With deliberate calm, I read other email, checked my usual webcomics, and scanned my blog reader before heading downstairs to my parents' den -- I was visiting family for the first time this deployment -- for a cup of tea. I said nothing to my folks, having no real information other than that Sampson was “OK,” which should not, after all, be big news. Caffeine and routine did little to shake the surreal feeling that something was off, but I resolved to sit on it pending further data.

That data came in the form of a Skype call. As I sat on the guest bed with my laptop perched on a box in front of me, I saw my husband looking as beat as I had ever seen him, the way a person looks after the adrenaline of an intense experience abandons the body all at once. Sampson confirmed my suspicions that his earlier flight had been far from normal; in fact, they had experienced a mid-air emergency that could have killed them. It came within a hair's breadth of doing so.

As the details unfolded, my own adrenaline spiked the way it had threatened to do all morning, ever since I woke up to that weird email. I stared at the pixelated video image of my husband, safe and sound and in one piece, and tried to process the fact that if events had turned out just the slightest bit differently, I might never again have seen or heard my husband alive. Instead of listening, wide-eyed and breathless, as Sampson told me exactly what happened and how he and the other pilot managed to land the aircraft safely, I would have been unaware that anything was wrong until I heard a knock at the door and found a solemn-faced man or woman in uniform there to inform me.

That realization touched off a train of thought -- retroactive anticipatory grief, perhaps? -- that made my stomach drop all the way through the floor. I was at my parents' house. Before I left home, I committed a major no-no: I did not tell anyone in the squadron where I would be for those weeks. If the day had turned out how we were thanking our lucky stars it hadn't, the squadron would have had a hard time tracking me down for next-of-kin notification. Sobering thought, that. It terrified me; you can bet I will never again leave town without telling someone at the command my precise address ahead of time.
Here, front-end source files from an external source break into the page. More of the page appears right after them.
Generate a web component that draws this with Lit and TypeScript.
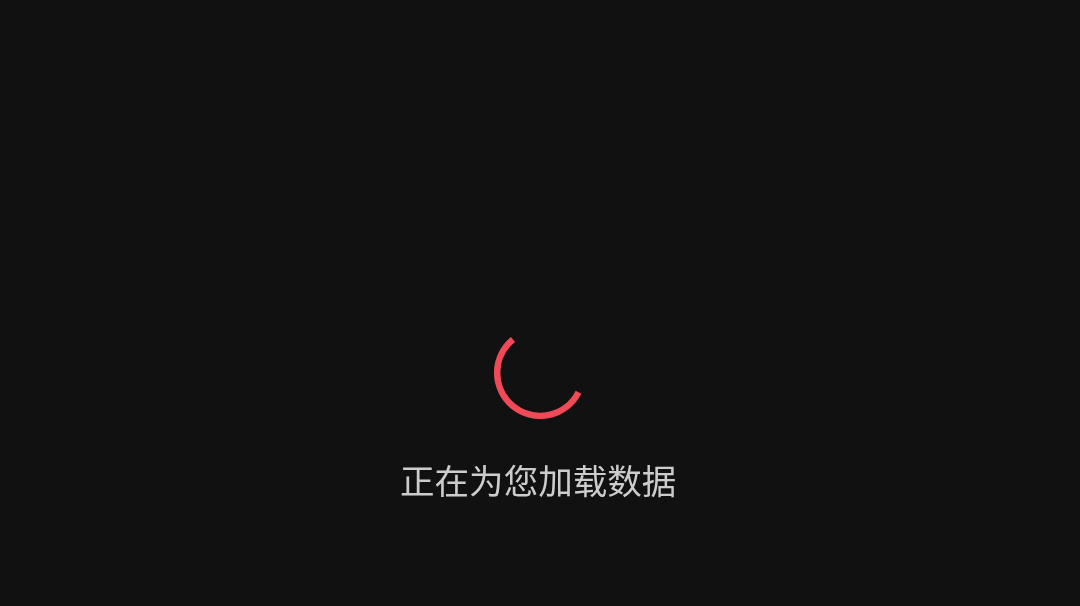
import { LitElement, html, css } from "lit";
import { customElement } from "lit/decorators.js";

@customElement("app-root")
export class AppRoot extends LitElement {
  static styles = css`
    :host { display: block; height: 606px; background: #111112; }
    .wrap { height: 100%; display: flex; flex-direction: column; align-items: center; box-sizing: border-box; padding-top: 327px; }
    svg { display: block; width: 92px; height: 92px; }
    .t { margin: 38px 3px 0 0; font: 34.56px/44px "Noto Sans CJK SC", sans-serif; color: #cccccc; will-change: transform; }
  `;
  render() {
    return html`<div class="wrap">
      <svg viewBox="0 0 92 92"><path d="M19 12.4 A43 43 0 1 0 84.5 65.2" fill="none" stroke="#f04a58" stroke-width="6.4"/></svg>
      <div class="t">正在为您加载数据</div>
    </div>`;
  }
}
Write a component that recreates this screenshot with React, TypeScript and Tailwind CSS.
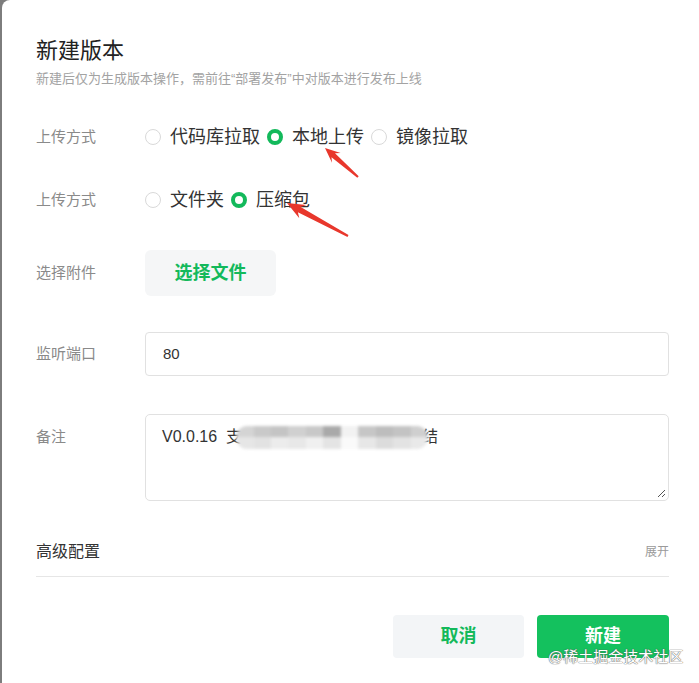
import React from "react";

function Radio({ checked, label }: { checked?: boolean; label: string }) {
  return (
    <div className="flex items-center">
      {checked ? (
        <span className="box-border h-4 w-4 rounded-full border-[4.5px] border-[#13b95b] bg-white" />
      ) : (
        <span className="box-border h-4 w-4 rounded-full border-[1.5px] border-[#d9d9d9] bg-white" />
      )}
      <span className="ml-[9px] mr-[7px] text-[18px] leading-[26px] text-[#333]">{label}</span>
    </div>
  );
}

function Label({ children }: { children: React.ReactNode }) {
  return <div className="w-[109px] shrink-0 text-[15px] leading-[22px] text-[#8a8a8a]">{children}</div>;
}

// red arrow drawn as one polygon, tip -> tail
function arrow(tx: number, ty: number, ex: number, ey: number, hl: number, hw: number, neck: number, tail: number) {
  const dx = ex - tx;
  const dy = ey - ty;
  const L = Math.hypot(dx, dy);
  const ux = dx / L;
  const uy = dy / L;
  const nx = -uy;
  const ny = ux;
  const p = (a: number, b: number) => `${(tx + ux * a + nx * b).toFixed(1)},${(ty + uy * a + ny * b).toFixed(1)}`;
  return [
    p(0, 0),
    p(hl, hw),
    p(hl - 4, neck),
    p(L, tail),
    p(L, -tail),
    p(hl - 4, -neck),
    p(hl, -hw),
  ].join(" ");
}

const mosaicTop = ["#d4d4d4", "#c9c9c9", "#c4c4c4", "#d0d0d0", "#c8c8c8", "#a9a9a9", "#f2f2f2", "#c6c6c6", "#bdbdbd", "#c3c3c3", "#cfcfcf"];
const mosaicBottom = ["#e6e6e6", "#e2e2e2", "#ececec", "#e8e8e8", "#f0f0f0", "#e4e4e4", "#fafafa", "#e7e7e7", "#dcdcdc", "#e3e3e3", "#e9e9e9"];

export default function App() {
  return (
    <div className="relative h-[683px] w-[699px] overflow-hidden bg-[#7d7d7d] font-['Liberation_Sans','Noto_Sans_CJK_SC',sans-serif]">
      <div className="ml-[2px] flex h-full flex-col rounded-tl-[8px] bg-white pl-[34px] pr-[30px] pt-[36px]">
        <div className="text-[22px] leading-[30px] text-[#222]">新建版本</div>
        <div className="mt-[4px] text-[13px] leading-[18px] text-[#a3a3a3]">
          新建后仅为生成版本操作，需前往“部署发布”中对版本进行发布上线
        </div>

        <div className="mt-[29px] flex h-[40px] items-center">
          <Label>上传方式</Label>
          <Radio label="代码库拉取" />
          <Radio checked label="本地上传" />
          <Radio label="镜像拉取" />
        </div>

        <div className="mt-[23px] flex h-[40px] items-center">
          <Label>上传方式</Label>
          <Radio label="文件夹" />
          <Radio checked label="压缩包" />
        </div>

        <div className="mt-[30px] flex h-[46px] items-center">
          <Label>选择附件</Label>
          <button className="h-[46px] w-[131px] rounded-[6px] bg-[#f5f6f7] text-[18px] font-bold text-[#13b95b]">
            选择文件
          </button>
        </div>

        <div className="mt-[36px] flex items-center">
          <Label>监听端口</Label>
          <div className="flex h-[44px] flex-1 items-center rounded-[4px] border border-[#e1e1e1] pl-[17px] text-[15px] text-[#333]">
            80
          </div>
        </div>

        <div className="mt-[38px] flex">
          <div className="pt-[12px]">
            <Label>备注</Label>
          </div>
          <div className="relative h-[87px] flex-1 rounded-[5px] border border-[#e1e1e1] pl-[16px] pt-[10px]">
            <div className="flex items-center text-[16px] leading-[24px] text-[#333]">
              <span>V0.0.16&nbsp;&nbsp;支</span>
              <span className="-ml-[6px] flex h-[23px] w-[192px] flex-col overflow-hidden rounded-full blur-[1.5px]">
                <span className="flex h-1/2">
                  {mosaicTop.map((c, i) => (
                    <span key={i} className="flex-1" style={{ background: c }} />
                  ))}
                </span>
                <span className="flex h-1/2">
                  {mosaicBottom.map((c, i) => (
                    <span key={i} className="flex-1" style={{ background: c }} />
                  ))}
                </span>
              </span>
              <span className="-ml-[6px]">结</span>
            </div>
            <svg className="absolute bottom-[2px] right-[2px]" width="10" height="10" viewBox="0 0 10 10">
              <path d="M9 2 L2 9 M9 6 L6 9" stroke="#555" strokeWidth="1" />
            </svg>
          </div>
        </div>

        <div className="mt-[35px] flex items-center justify-between border-b border-[#e6e6e6] pb-[12px] pt-[4px]">
          <span className="text-[16px] leading-[24px] text-[#333]">高级配置</span>
          <span className="text-[12px] text-[#9a9a9a]">展开</span>
        </div>

        <div className="mt-[38px] flex justify-end gap-[13px]">
          <button className="h-[43px] w-[131px] rounded-[4px] bg-[#f3f5f7] text-[18px] font-bold text-[#13b95b]">
            取消
          </button>
          <button className="h-[43px] w-[132px] rounded-[4px] bg-[#14c15e] text-[18px] font-bold text-white">
            新建
          </button>
        </div>
      </div>

      <svg className="pointer-events-none absolute inset-0" width="699" height="683">
        <polygon points={arrow(325, 148, 358, 177, 15, 6.5, 2.6, 1)} fill="#e8372c" />
        <polygon points={arrow(287, 203, 348, 236, 18, 7.5, 3, 1)} fill="#e8372c" />
      </svg>

      <div className="absolute left-[548px] top-[646px] text-[15px] leading-[22px] text-white [text-shadow:0_0_1px_#555,0_0_1px_#555]">
        @稀土掘金技术社区
      </div>
    </div>
  );
}
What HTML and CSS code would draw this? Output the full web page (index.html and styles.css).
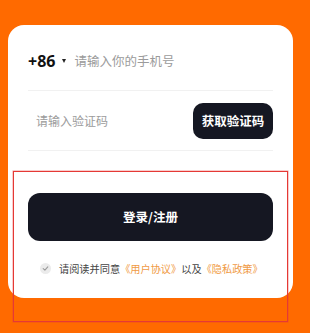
FILE: index.html
```html
<!DOCTYPE html>
<html lang="zh-CN">
<head>
    <meta charset="UTF-8">
    <title>登录</title>
    <link rel="stylesheet" href="styles.css">
</head>
<body>
<div class="page">
    <div class="card">
        <div class="row phone-row">
            <span class="area">+86</span>
            <span class="caret"></span>
            <span class="placeholder">请输入你的手机号</span>
        </div>
        <div class="row code-row">
            <span class="placeholder code">请输入验证码</span>
            <span class="code-btn">获取验证码</span>
        </div>
        <div class="login-btn">登录/注册</div>
        <div class="agree">
            <svg class="check" width="11" height="11" viewBox="0 0 11 11">
                <circle cx="5.5" cy="5.5" r="5.5" fill="#ebebeb"/>
                <polyline points="3.2,5.7 4.9,7.2 7.8,3.9" fill="none" stroke="#9a9a9a" stroke-width="1.1" stroke-linecap="round" stroke-linejoin="round"/>
            </svg>
            <span>请阅读并同意<a class="link">《用户协议》</a>以及<a class="link">《隐私政策》</a></span>
        </div>
    </div>
    <div class="mark"></div>
</div>
</body>
</html>
```

FILE: styles.css
```css
*{
    margin: 0;
    padding: 0;
    box-sizing: border-box;
}
body{
    background: #ff6a00;
    font-family: "Noto Sans CJK SC", "Noto Sans", sans-serif;
}
.page{
    position: relative;
    width: 310px;
    height: 333px;
    padding: 25px 17px 0 8px;
}
.card{
    background: #fff;
    border-radius: 16px;
    height: 273px;
    padding: 6px 20px 0 20px;
}
.row{
    display: flex;
    align-items: center;
    height: 60px;
    border-bottom: 1px solid #f1f1f1;
}
.area{
    font-size: 16px;
    font-weight: bold;
    color: #111;
    font-family: "Noto Sans", "Noto Sans CJK SC", sans-serif;
}
.caret{
    width: 0;
    height: 0;
    border-left: 2.5px solid transparent;
    border-right: 2.5px solid transparent;
    border-top: 4px solid #222;
    margin: 0 8px 0 7px;
}
.placeholder{
    font-size: 12.5px;
    color: #9b9b9b;
}
.code{
    padding-left: 8px;
    font-size: 12px;
    flex: 1;
}
.code-btn{
    width: 80px;
    height: 36px;
    line-height: 36px;
    text-align: center;
    background: #151722;
    color: #fff;
    font-size: 12.5px;
    font-weight: bold;
    border-radius: 10px;
}
.login-btn{
    margin-top: 42px;
    height: 48px;
    line-height: 48px;
    text-align: center;
    background: #151722;
    color: #fff;
    font-size: 12.5px;
    font-weight: bold;
    border-radius: 12px;
}
.agree{
    display: flex;
    align-items: center;
    margin-top: 20px;
    padding-left: 12px;
    font-size: 10.2px;
    color: #444;
}
.check{
    margin-right: 8px;
}
.link{
    color: #f09a45;
}
.mark{
    position: absolute;
    left: 13px;
    top: 171px;
    width: 275px;
    height: 151px;
    border: 1px solid #e53935;
    box-shadow: 0 0 0 0.5px rgba(229, 57, 53, 0.5);
}
```
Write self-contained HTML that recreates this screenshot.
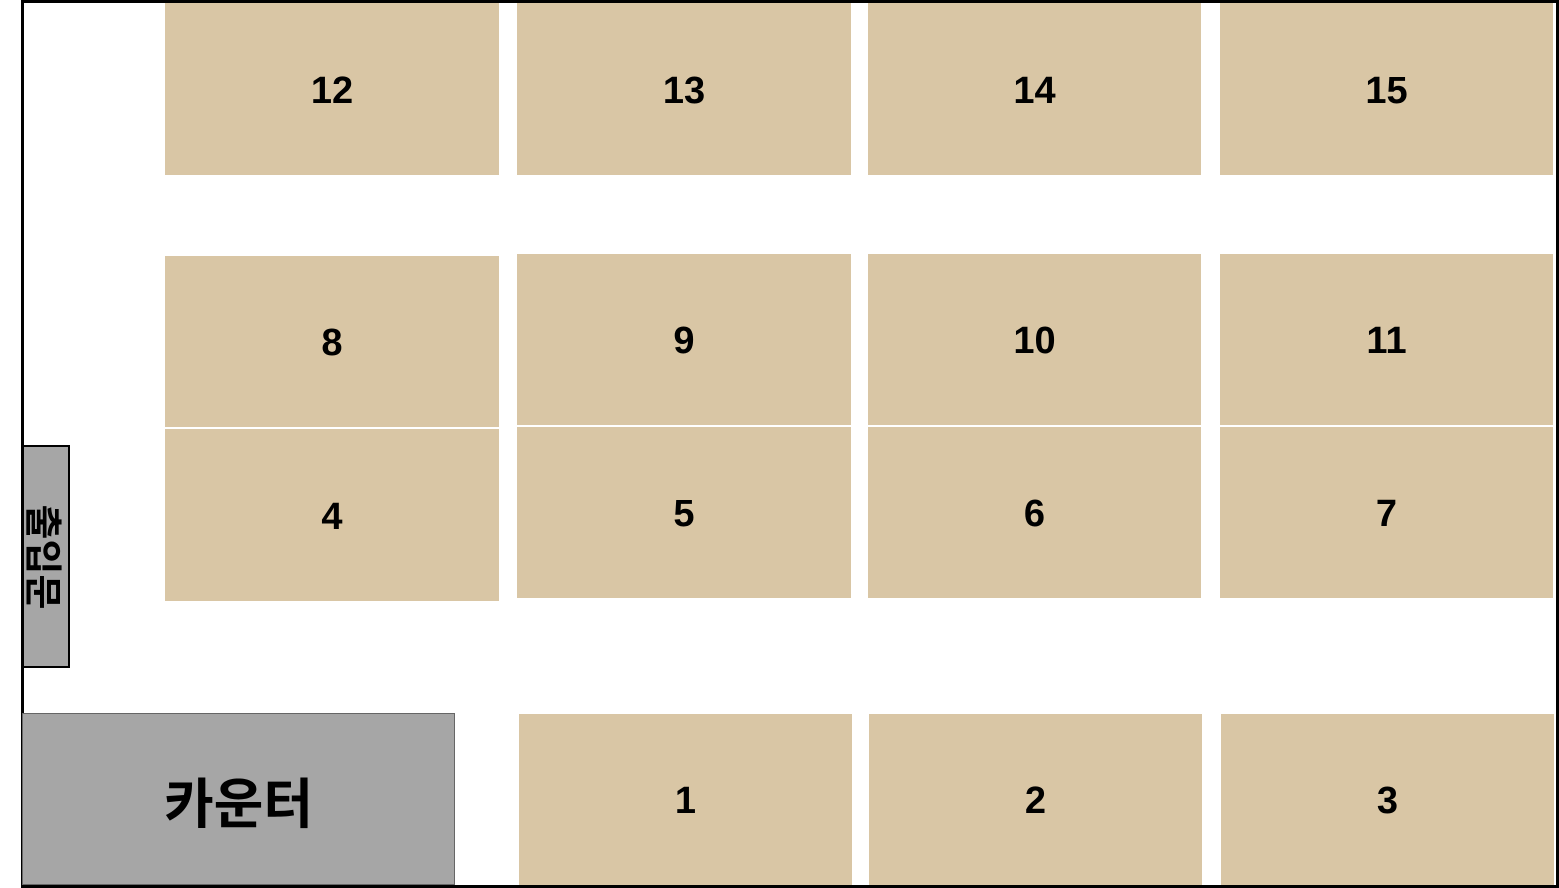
<!DOCTYPE html>
<html><head><meta charset="utf-8"><style>
html,body{margin:0;padding:0;background:#fff;}
body{width:1559px;height:888px;position:relative;overflow:hidden;font-family:"Liberation Sans","Noto Sans CJK KR",sans-serif;}
.frame{position:absolute;left:21px;top:0;border:3px solid #000;box-sizing:border-box;width:1538px;height:888px;}
.b{position:absolute;background:#d9c6a5;display:flex;align-items:center;justify-content:center;font-weight:bold;font-size:38px;color:#000;padding-top:4px;box-sizing:border-box;}
.cnt{position:absolute;left:22px;top:713px;width:433px;height:172px;background:#a6a6a6;border:1px solid #666;box-sizing:border-box;display:flex;align-items:center;justify-content:center;font-size:54px;font-weight:bold;padding-right:0;}
.door{position:absolute;left:22px;top:445px;width:48px;height:223px;background:#a6a6a6;border:2px solid #000;box-sizing:border-box;}
.door span{position:absolute;left:50%;top:50%;transform:translate(-50%,-50%) rotate(90deg);font-size:38px;font-weight:bold;white-space:nowrap;}
</style></head><body>
<div class="frame"></div>
<div class="b" style="left:165px;top:3px;width:334px;height:172px">12</div>
<div class="b" style="left:517px;top:3px;width:334px;height:172px">13</div>
<div class="b" style="left:868px;top:3px;width:333px;height:172px">14</div>
<div class="b" style="left:1220px;top:3px;width:333px;height:172px">15</div>
<div class="b" style="left:165px;top:256px;width:334px;height:171px">8</div>
<div class="b" style="left:517px;top:254px;width:334px;height:171px">9</div>
<div class="b" style="left:868px;top:254px;width:333px;height:171px">10</div>
<div class="b" style="left:1220px;top:254px;width:333px;height:171px">11</div>
<div class="b" style="left:165px;top:429px;width:334px;height:172px">4</div>
<div class="b" style="left:517px;top:427px;width:334px;height:171px">5</div>
<div class="b" style="left:868px;top:427px;width:333px;height:171px">6</div>
<div class="b" style="left:1220px;top:427px;width:333px;height:171px">7</div>
<div class="b" style="left:519px;top:714px;width:333px;height:171px">1</div>
<div class="b" style="left:869px;top:714px;width:333px;height:171px">2</div>
<div class="b" style="left:1221px;top:714px;width:333px;height:171px">3</div>
<div class="cnt">카운터</div>
<div class="door"><span>출입문</span></div>
</body></html>
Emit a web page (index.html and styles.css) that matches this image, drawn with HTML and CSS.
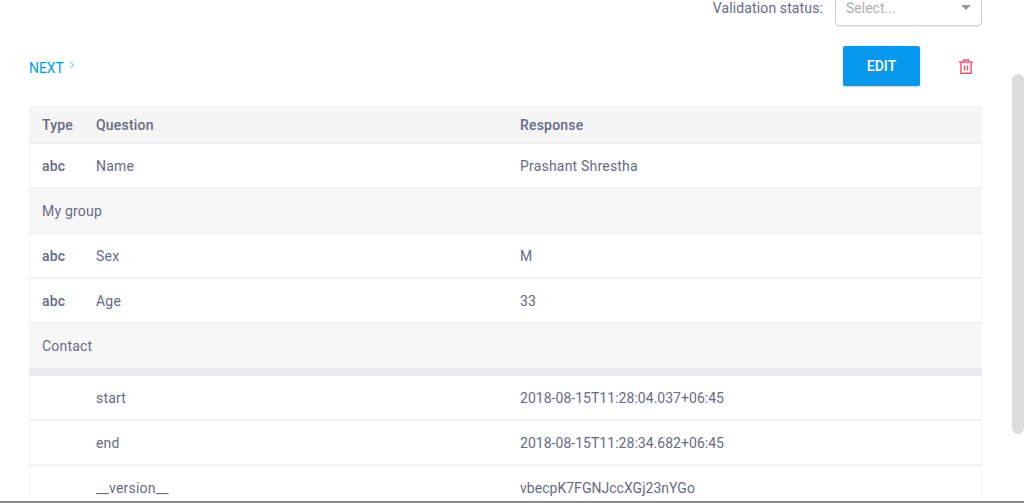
FILE: index.html
```
<!DOCTYPE html>
<html lang="en">
<head>
<meta charset="utf-8">
<title>Submission</title>
<link rel="stylesheet" href="styles.css">
</head>
<body>
<div class="viewport">
  <main class="page">
    <div class="status-row">
      <span class="status-label">Validation status:</span>
      <div class="select"><span>Select...</span><i class="caret"></i></div>
    </div>
    <div class="action-row">
      <a class="next">NEXT<svg class="chev" width="6" height="8" viewBox="0 0 6 8"><path d="M1.5 1l3 3-3 3" fill="none" stroke="#4ab4f4" stroke-width="1"/></svg></a>
      <div class="actions">
        <button class="edit">EDIT</button>
        <svg class="trash" width="14" height="16" viewBox="0 0 14 16"><g fill="none" stroke="#f6516f" stroke-width="1.4"><path d="M0 3h14"/><path d="M4.5 3V1h5v2"/><path d="M1.9 3v11.3h10.2V3"/><path d="M5.5 6.5v5M8.5 6.5v5"/></g></svg>
      </div>
    </div>
    <table class="data">
      <colgroup><col class="c-type"><col class="c-q"><col></colgroup>
      <thead><tr><th>Type</th><th>Question</th><th>Response</th></tr></thead>
      <tbody>
        <tr><td class="type">abc</td><td>Name</td><td>Prashant Shrestha</td></tr>
        <tr class="group"><td colspan="3">My group</td></tr>
        <tr><td class="type">abc</td><td>Sex</td><td>M</td></tr>
        <tr><td class="type">abc</td><td>Age</td><td>33</td></tr>
        <tr class="group last"><td colspan="3">Contact</td></tr>
        <tr><td></td><td>start</td><td class="stamp">2018-08-15T11:28:04.037+06:45</td></tr>
        <tr><td></td><td>end</td><td class="stamp">2018-08-15T11:28:34.682+06:45</td></tr>
        <tr><td></td><td>__version__</td><td class="stamp">vbecpK7FGNJccXGj23nYGo</td></tr>
      </tbody>
    </table>
  </main>
  <div class="thumb"></div>
  <div class="edge"></div>
</div>
</body>
</html>
```
FILE: styles.css
```
* { box-sizing: border-box; }
html, body { margin: 0; padding: 0; background: #fff; }
body { font-family: Roboto, "Liberation Sans", sans-serif; font-size: 14px; color: #676a85; }
.viewport { position: relative; width: 1024px; height: 503px; overflow: hidden; }
.page { margin-top: -12px; padding: 0 42px 0 29px; }
.status-row { display: flex; justify-content: flex-end; align-items: center; gap: 12px; height: 38px; padding-top: 1px; }
.status-label { letter-spacing: .12px; padding-top: 1px; }
.select { width: 147px; height: 38px; border: 1px solid #d0d0d0; border-radius: 4px; display: flex; align-items: center; justify-content: space-between; padding: 1px 10px 0; color: #aeaeae; box-shadow: 0 1px 1px rgba(0,0,0,.06); margin-top: -1px; }
.caret { width: 0; height: 0; border-left: 5px solid transparent; border-right: 5px solid transparent; border-top: 5px solid #999; }
.action-row { display: flex; justify-content: space-between; align-items: center; margin-top: 20px; height: 40px; }
.next { color: #0a9bec; letter-spacing: -.1px; display: flex; gap: 5px; margin-top: 4px; }
.chev { margin-top: 1px; }
.actions { display: flex; align-items: center; gap: 39px; padding-right: 9px; }
.edit { width: 77px; height: 40px; border: 0; border-radius: 2px; background: #0697ee; color: #fff; font: 500 14px Roboto, sans-serif; box-shadow: 0 1px 2px rgba(0,0,0,.2); padding: 0 0 1px; }
.trash { display: block; margin-top: 2px; }
.data { width: 953px; margin-top: 20px; border-collapse: separate; border-spacing: 0; table-layout: fixed; }
.c-type { width: 67px; }
.c-q { width: 424px; }
th, td { padding: 0; text-align: left; letter-spacing: .2px; }
th:first-child { padding-left: 13px; }
td { height: 45px; border-bottom: 2px solid #f1f1f3; }
td:first-child { padding-left: 12px; border-left: 1px solid #f4f4f5; }
td:last-child { border-right: 1px solid #f4f4f5; }
th { height: 38px; background: #f5f5f6; font-weight: 500; border-bottom: 1px solid #f0f0f2; }
.type { font-weight: 500; }
.stamp { letter-spacing: .03px; }
.group td { background: #f7f7f8; border-left: 0; border-right: 0; padding-left: 13px; }
.group.last td { height: 52px; border-bottom: 8px solid #e9e9ee; }
.thumb { position: absolute; right: 0; top: 74px; width: 12px; height: 360px; background: #dcdcdc; border-radius: 6px; }
.edge { position: absolute; left: 0; right: 0; bottom: 0; height: 2px; background: #8a8a8a; }
```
In the aftermath of the incident, though, one irrational thought has persisted in niggling me at odd times. It bothers me that when my husband was facing the most dangerous, frightening event of his life, I was sound asleep and completely unaware how close I came to waking up a widow. Absurd as it might be, I actually feel guilty for not knowing that I should have been worried in the first place. I know it's preposterous even to imagine some sort of magical long-distance danger sense, functioning like Mrs. Weasley's clock in the Harry Potter books, but the emotional brain cares not for scientific reassurances. I guess I just hate the idea that life could be turned upside down without any warning. It's uncomfortable to think what can, has, and does happen to people, none of whom are given “fair” time to steel themselves against it.

Things are pretty well back to normal now, but I still have to tell myself (quite sternly, sometimes) that all those harrowing might-have-beens did not happen. It was a close call, but everyone -- as Sampson told me right off the bat in that otherwise cryptic email -- was OK. We move on, and it's back to business as usual in this military life.

Has your spouse ever had a “close call?” Did you have a nice little retroactive freak-out like I did, or were you able to shake it off as something not to dwell on?